Light–matter interactions in two-dimensional layered WSe(2) for gauging evolution of phonon dynamics

Phonon dynamics is explored in mechanically exfoliated two-dimensional WSe(2) using temperature-dependent and laser-power-dependent Raman and photoluminescence (PL) spectroscopy. From this analysis, phonon lifetime in the Raman active modes and phonon concentration, as correlated to the energy parameter E(0), were calculated as a function of the laser power, P, and substrate temperature, T. For monolayer WSe(2), from the power dependence it was determined that the phonon lifetime for the in-plane vibrational mode was twice that of the out-of-plane vibrational mode for P in the range from 0.308 mW up to 3.35 mW. On the other hand, the corresponding relationship for the temperature analysis showed that the phonon lifetime for the in-plane vibrational mode lies within 1.42× to 1.90× that of the out-of-plane vibrational mode over T = 79 K up to 523 K. To provide energy from external stimuli, as T and P were increased, peak broadening in the PL spectra of the A-exciton was observed. From this, a phonon concentration was tabulated using the Urbach formulism, which increased with increasing T and P; consequently, the phonon lifetime was found to decrease.
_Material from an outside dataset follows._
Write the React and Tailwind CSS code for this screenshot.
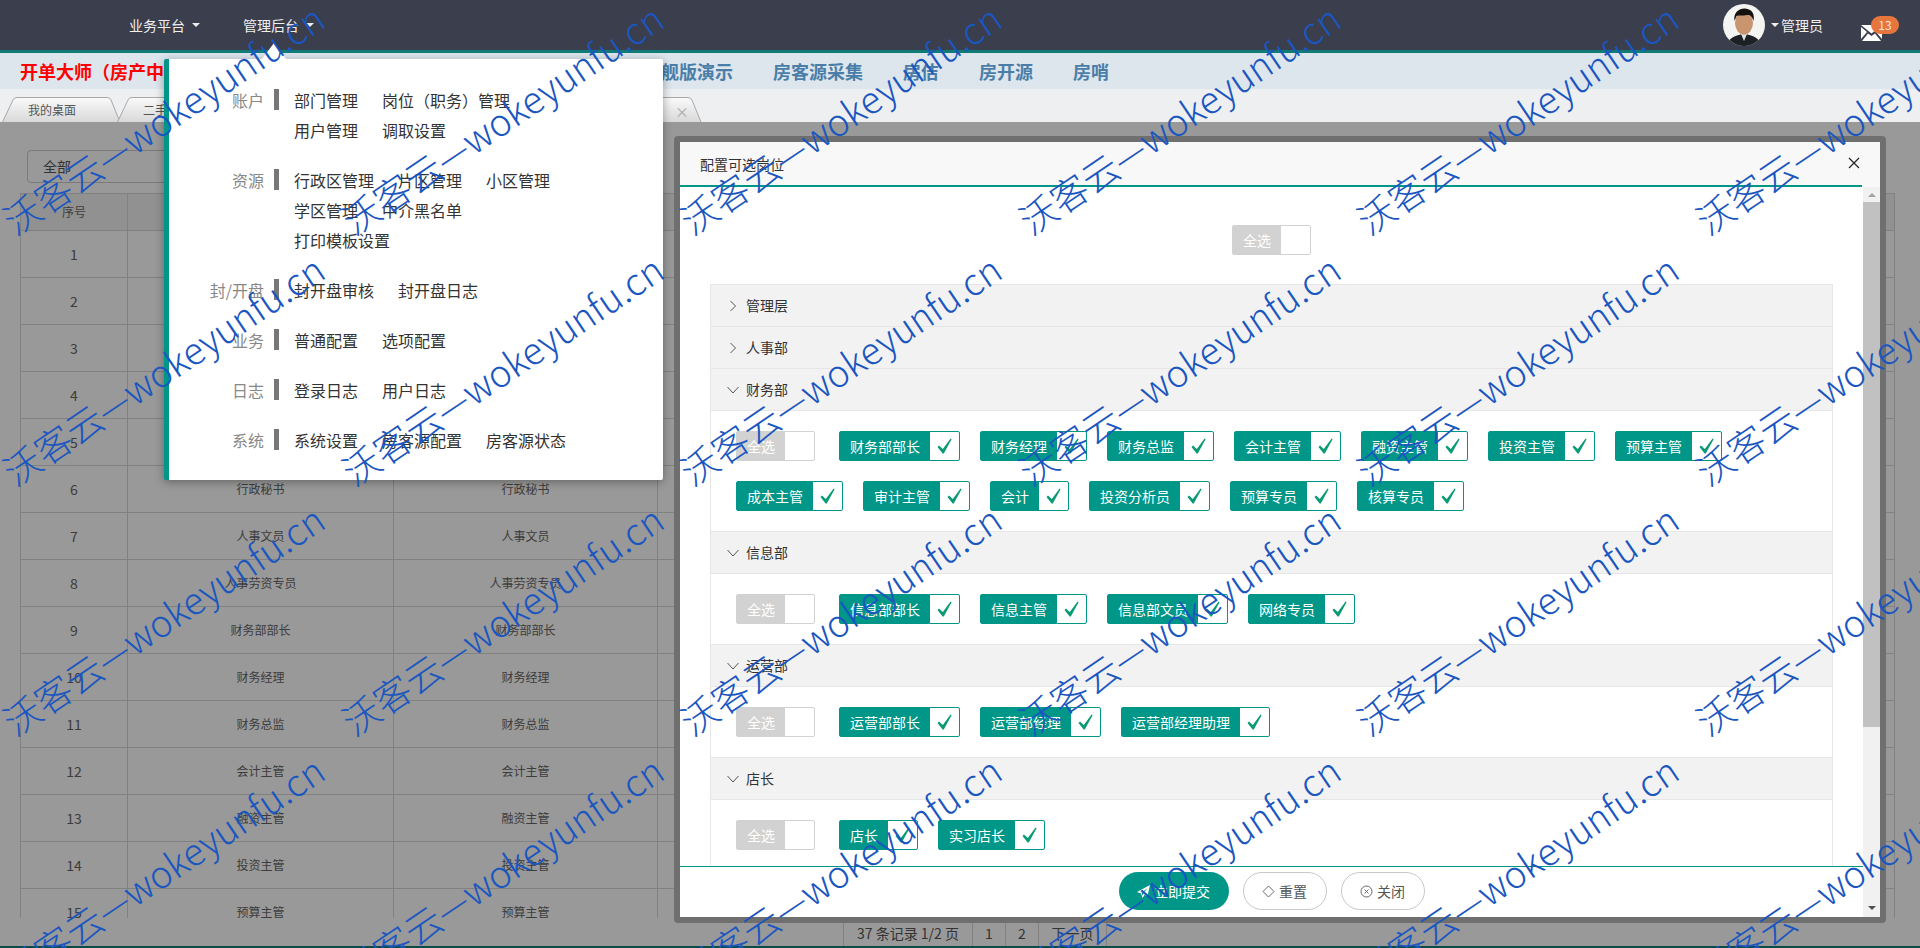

Although phonon lifetime decreased with increasing temperature for all thicknesses, the decay rate in the phonon lifetime in the monolayer (1L) material was found to be 2× lower compared to the bulk. We invoke a harmonic oscillator model to explain the damping mechanism in WSe(2). From this it was determined that the damping coefficient increases with the number of layers. The work reported here sheds fundamental insights into the evolution of phonon dynamics in WSe(2) and should help pave the way for designing high-performance electronic, optoelectronic and thermoelectric devices in the future.